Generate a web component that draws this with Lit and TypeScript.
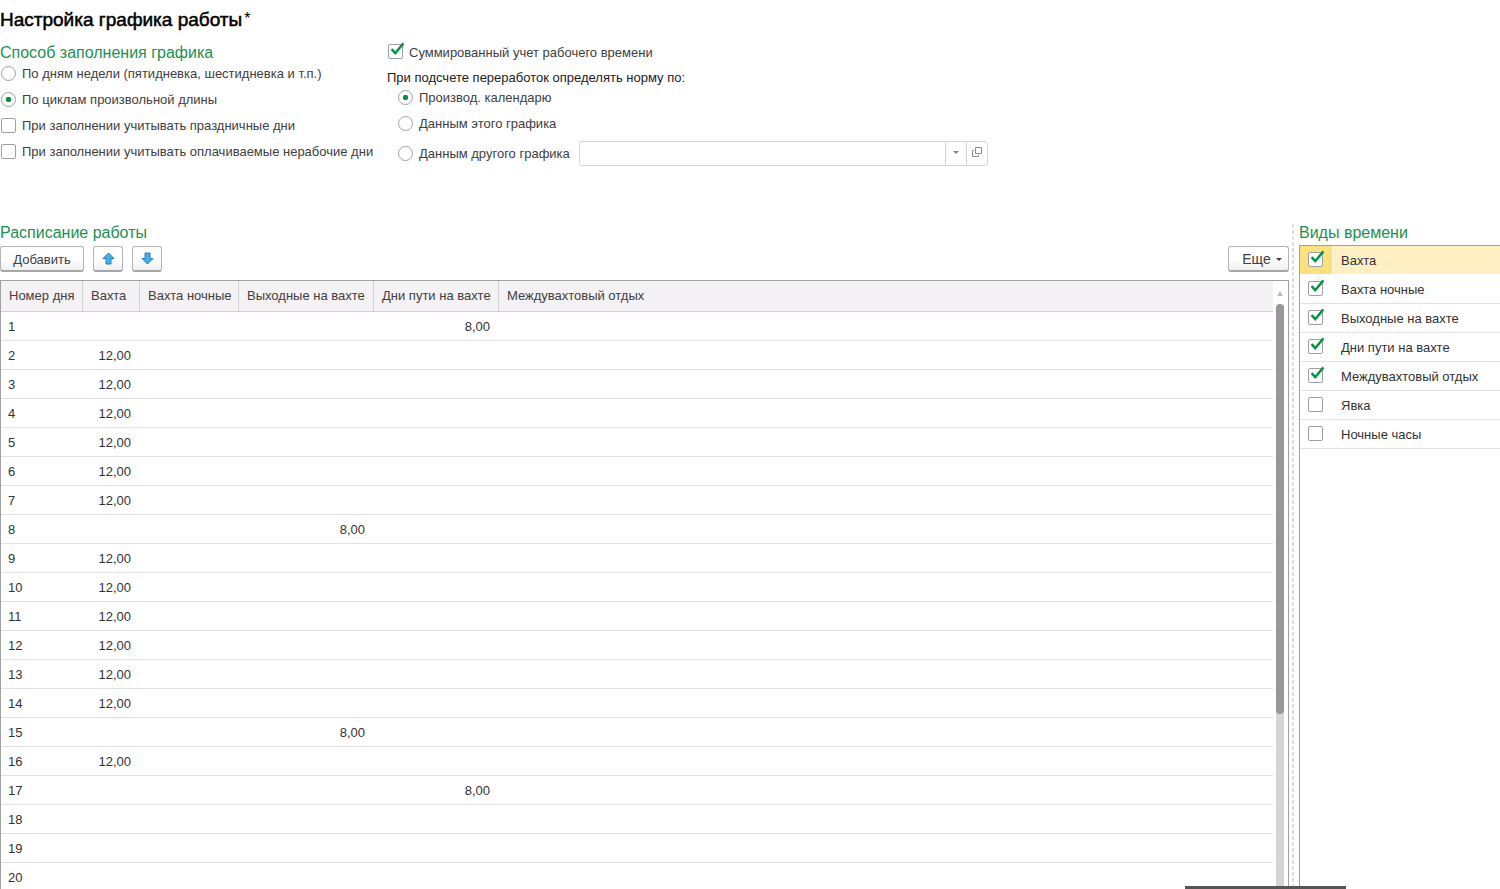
import { LitElement, html, css, svg } from "lit";
import { customElement, property } from "lit/decorators.js";

const controls = css`
  * {
    box-sizing: border-box;
  }
  button,
  input {
    font: inherit;
    color: inherit;
    margin: 0;
  }
`;

@customElement("tick-box")
class TickBox extends LitElement {
  @property({ type: Boolean }) checked = false;
  @property() label = "";
  @property({ type: Boolean }) wide = false;

  static styles = [
    controls,
    css`
      :host {
        display: block;
      }
      .line {
        display: flex;
        align-items: center;
        gap: 6px;
        white-space: nowrap;
      }
      .line.wide {
        gap: 18px;
      }
      .holder {
        position: relative;
        display: flex;
        margin-bottom: 2px;
      }
      .box {
        appearance: none;
        width: 15px;
        height: 15px;
        border: 1px solid #a0a0a0;
        border-radius: 2px;
        background: #fff;
      }
      .mark {
        position: absolute;
        left: 1px;
        top: -2px;
        display: none;
        pointer-events: none;
      }
      .box:checked + .mark {
        display: block;
      }
    `,
  ];

  render() {
    return html`<label class="line ${this.wide ? "wide" : ""}">
      <span class="holder">
        <input class="box" type="checkbox" .checked=${this.checked} />
        <svg class="mark" width="16" height="15" viewBox="0 0 16 15">
          <path d="M2.6 7.2 L6.2 11.2 L14.4 1.4" fill="none" stroke="#009646" stroke-width="2.5" />
        </svg>
      </span>
      <span>${this.label}</span>
    </label>`;
  }
}

interface Day {
  n: number;
  col?: number;
  hours?: string;
}

const COLUMNS = ["Вахта", "Вахта ночные", "Выходные на вахте", "Дни пути на вахте", "Междувахтовый отдых"];

const DAYS: Day[] = Array.from({ length: 20 }, (_, i) => {
  const n = i + 1;
  if (n === 1 || n === 17) return { n, col: 3, hours: "8,00" };
  if (n === 8 || n === 15) return { n, col: 2, hours: "8,00" };
  if (n > 17) return { n };
  return { n, col: 0, hours: "12,00" };
});

const KINDS = [
  { name: "Вахта", on: true },
  { name: "Вахта ночные", on: true },
  { name: "Выходные на вахте", on: true },
  { name: "Дни пути на вахте", on: true },
  { name: "Междувахтовый отдых", on: true },
  { name: "Явка", on: false },
  { name: "Ночные часы", on: false },
];

const arrow = svg`<path d="M6.5 1 L12 6.5 H9 V12 H4 V6.5 H1 Z" fill="#3fb0ec" stroke="#2b7fb4" stroke-width="1" stroke-linejoin="round"/>`;

@customElement("app-root")
class AppRoot extends LitElement {
  static styles = [
    controls,
    css`
      :host {
        display: flex;
        flex-direction: column;
        height: 100vh;
        overflow: hidden;
        background: #fff;
        color: #404040;
        font: 13px/16px "Liberation Sans", Arial, sans-serif;
      }
      h1 {
        display: flex;
        gap: 2px;
        margin: 0;
        padding-top: 9px;
        font-size: 19px;
        line-height: 22px;
        font-weight: 400;
        color: #000;
      }
      .title {
        -webkit-text-stroke: 0.5px #000;
      }
      .star {
        font-size: 16px;
        line-height: 20px;
      }
      h2 {
        margin: 0;
        font-size: 16px;
        line-height: 18px;
        font-weight: 400;
        color: #1a9250;
      }
      .options {
        display: flex;
        flex: none;
        gap: 20px;
        padding: 12px 0 54px;
      }
      .fill {
        width: 367px;
        flex: none;
      }
      .opt {
        display: flex;
        align-items: center;
        height: 26px;
        gap: 6px;
        padding: 2px 0 0 1px;
        white-space: nowrap;
      }
      .fill h2 {
        padding-top: 1px;
        margin-bottom: -2px;
      }
      .radio {
        appearance: none;
        width: 15px;
        height: 15px;
        margin-bottom: 2px;
        border: 1px solid #a0a0a0;
        border-radius: 50%;
        background: #fff;
      }
      .radio:checked {
        background: radial-gradient(circle, #009646 2.5px, #fff 3px);
      }
      .norm {
        flex: 1;
        min-width: 0;
      }
      .total {
        padding: 1px 0 0 1px;
      }
      .caption {
        padding-top: 9px;
        color: #222;
        margin-bottom: -2px;
      }
      .norm .opt {
        padding-left: 11px;
      }
      .norm .other {
        height: 34px;
        gap: 9px;
        padding-top: 0;
      }
      .other label {
        display: flex;
        align-items: center;
        gap: 6px;
        padding-top: 2px;
      }
      .picker {
        display: flex;
        width: 409px;
        height: 25px;
        border: 1px solid #d4d4d4;
        border-radius: 3px;
      }
      .picker input {
        flex: 1;
        min-width: 0;
        border: 0;
        background: none;
      }
      .picker button {
        display: grid;
        place-items: center;
        width: 21px;
        padding: 0 0 2px;
        border: 0;
        border-left: 1px solid #d4d4d4;
        background: none;
      }
      .lower {
        display: flex;
        flex: 1;
        min-height: 0;
      }
      .schedule {
        display: flex;
        flex-direction: column;
        flex: 1;
        min-width: 0;
      }
      .bar {
        display: flex;
        gap: 9px;
        padding: 4px 0 8px;
      }
      .btn {
        display: flex;
        align-items: center;
        justify-content: center;
        height: 26px;
        min-width: 30px;
        padding: 0;
        border: 1px solid #b4b4b4;
        border-bottom: 2px solid #a6a6a6;
        border-radius: 3px;
        background: linear-gradient(#fff 50%, #f0f0f0);
      }
      .add {
        width: 84px;
        padding-top: 2px;
      }
      .more {
        width: 61px;
        margin-left: auto;
        gap: 5px;
        padding: 1px 0 0 7px;
        font-size: 14px;
      }
      .frame {
        display: flex;
        flex: 1;
        min-height: 0;
        border: 1px solid #a0a0a0;
        border-bottom: 0;
        overflow: hidden;
      }
      .rows {
        flex: 1;
        min-width: 0;
        overflow: hidden;
      }
      table {
        width: 100%;
        table-layout: fixed;
        border-collapse: separate;
        border-spacing: 0;
      }
      th,
      td {
        padding: 0 8px;
        text-align: right;
        white-space: nowrap;
        border-bottom: 1px solid #e2e2e2;
      }
      th {
        height: 31px;
        font-weight: 400;
        text-align: left;
        background: #f5f2f5;
        border-bottom-color: #d2d2d2;
        border-right: 1px solid #d2d2d2;
      }
      th:last-child {
        border-right: 0;
      }
      td {
        height: 29px;
        padding: 2px 9px 0;
        color: #333;
      }
      td:first-child {
        text-align: left;
        padding-left: 7px;
      }
      .c0 {
        width: 82px;
      }
      .c1 {
        width: 57px;
      }
      .c2 {
        width: 99px;
      }
      .c3 {
        width: 135px;
      }
      .c4 {
        width: 125px;
      }
      .scroll {
        display: flex;
        flex-direction: column;
        align-items: center;
        width: 15px;
        padding: 10px 1px 0 0;
        gap: 8px;
      }
      .track {
        flex: 1;
        width: 8px;
        background: #d5d5d5;
        border-radius: 4px 4px 0 0;
      }
      .thumb {
        height: 70%;
        border-radius: 4px;
        background: #989698;
      }
      .split {
        width: 10px;
        display: flex;
        padding-left: 3px;
      }
      .dash {
        width: 2px;
        background: repeating-linear-gradient(#dedede 0 4px, transparent 4px 6px);
      }
      .kinds {
        display: flex;
        flex-direction: column;
        width: 201px;
      }
      .kinds ul {
        flex: 1;
        margin: 3px 0 0;
        padding: 0;
        list-style: none;
        border: 1px solid #a0a0a0;
        border-right: 0;
        border-bottom: 0;
      }
      .kinds li {
        height: 29px;
        padding: 6px 0 0 8px;
        color: #333;
        border-bottom: 1px solid #e2e2e2;
      }
      .kinds li.current {
        background: linear-gradient(90deg, #fce27c 32px, #fff8e0 32px 33px, #fff0c3 33px);
        border-bottom-color: #fff;
      }
      .panel {
        position: fixed;
        left: 79%;
        bottom: 0;
        width: 161px;
        height: 3px;
        background: #555;
      }
    `,
  ];

  render() {
    return html`
      <h1><span class="title">Настройка графика работы</span><span class="star">*</span></h1>
      <section class="options">
        <div class="fill">
          <h2>Способ заполнения графика</h2>
          <label class="opt"><input class="radio" type="radio" name="mode" />По дням недели (пятидневка, шестидневка и т.п.)</label>
          <label class="opt"><input class="radio" type="radio" name="mode" checked />По циклам произвольной длины</label>
          <tick-box class="opt" label="При заполнении учитывать праздничные дни"></tick-box>
          <tick-box class="opt" label="При заполнении учитывать оплачиваемые нерабочие дни"></tick-box>
        </div>
        <div class="norm">
          <tick-box class="total" checked label="Суммированный учет рабочего времени"></tick-box>
          <div class="caption">При подсчете переработок определять норму по:</div>
          <label class="opt"><input class="radio" type="radio" name="norm" checked />Производ. календарю</label>
          <label class="opt"><input class="radio" type="radio" name="norm" />Данным этого графика</label>
          <div class="opt other">
            <label><input class="radio" type="radio" name="norm" />Данным другого графика</label>
            <div class="picker">
              <input type="text" aria-label="Данным другого графика" />
              <button aria-label="Выбрать">
                <svg width="6" height="3"><path d="M0 0H6L3 3Z" fill="#888" /></svg>
              </button>
              <button aria-label="Открыть">
                <svg width="10" height="10" fill="none" stroke="#8c8c8c">
                  <path d="M3.5 .5H9.5V6.5H3.5ZM2 3.5H.5V9.5H6.5V8" />
                </svg>
              </button>
            </div>
          </div>
        </div>
      </section>
      <main class="lower">
        <section class="schedule">
          <h2>Расписание работы</h2>
          <div class="bar">
            <button class="btn add">Добавить</button>
            <button class="btn" aria-label="Вверх"><svg width="13" height="13">${arrow}</svg></button>
            <button class="btn" aria-label="Вниз">
              <svg width="13" height="13"><g transform="rotate(180 6.5 6.5)">${arrow}</g></svg>
            </button>
            <button class="btn more">Еще<svg width="6" height="3"><path d="M0 0H6L3 3Z" fill="#404040" /></svg></button>
          </div>
          <div class="frame">
            <div class="rows">
              <table>
                <colgroup>
                  <col class="c0" /><col class="c1" /><col class="c2" /><col class="c3" /><col class="c4" /><col />
                </colgroup>
                <thead>
                  <tr>
                    <th>Номер дня</th>
                    ${COLUMNS.map((c) => html`<th>${c}</th>`)}
                  </tr>
                </thead>
                <tbody>
                  ${DAYS.map(
                    (d) => html`<tr>
                      <td>${d.n}</td>
                      ${COLUMNS.map((_, i) => html`<td>${d.col === i ? d.hours : ""}</td>`)}
                    </tr>`
                  )}
                </tbody>
              </table>
            </div>
            <div class="scroll">
              <svg width="6" height="5"><path d="M0 5L3 0L6 5Z" fill="#bdbdbd" /></svg>
              <div class="track"><div class="thumb"></div></div>
            </div>
          </div>
        </section>
        <div class="split"><div class="dash"></div></div>
        <section class="kinds">
          <h2>Виды времени</h2>
          <ul>
            ${KINDS.map(
              (k, i) => html`<li class=${i === 0 ? "current" : ""}>
                <tick-box wide ?checked=${k.on} label=${k.name}></tick-box>
              </li>`
            )}
          </ul>
        </section>
      </main>
      <div class="panel"></div>
    `;
  }
}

★ ★ ★ ★

Do this:
Please restate the material above line by line, exactly, beginning at its first line and ending with the line that contains "wide = false;", without any pictures.

Solved exercise:
Generate a web component that draws this with Lit and TypeScript.
import { LitElement, html, css, svg } from "lit";
import { customElement, property } from "lit/decorators.js";

const controls = css`
  * {
    box-sizing: border-box;
  }
  button,
  input {
    font: inherit;
    color: inherit;
    margin: 0;
  }
`;

@customElement("tick-box")
class TickBox extends LitElement {
  @property({ type: Boolean }) checked = false;
  @property() label = "";
  @property({ type: Boolean }) wide = false;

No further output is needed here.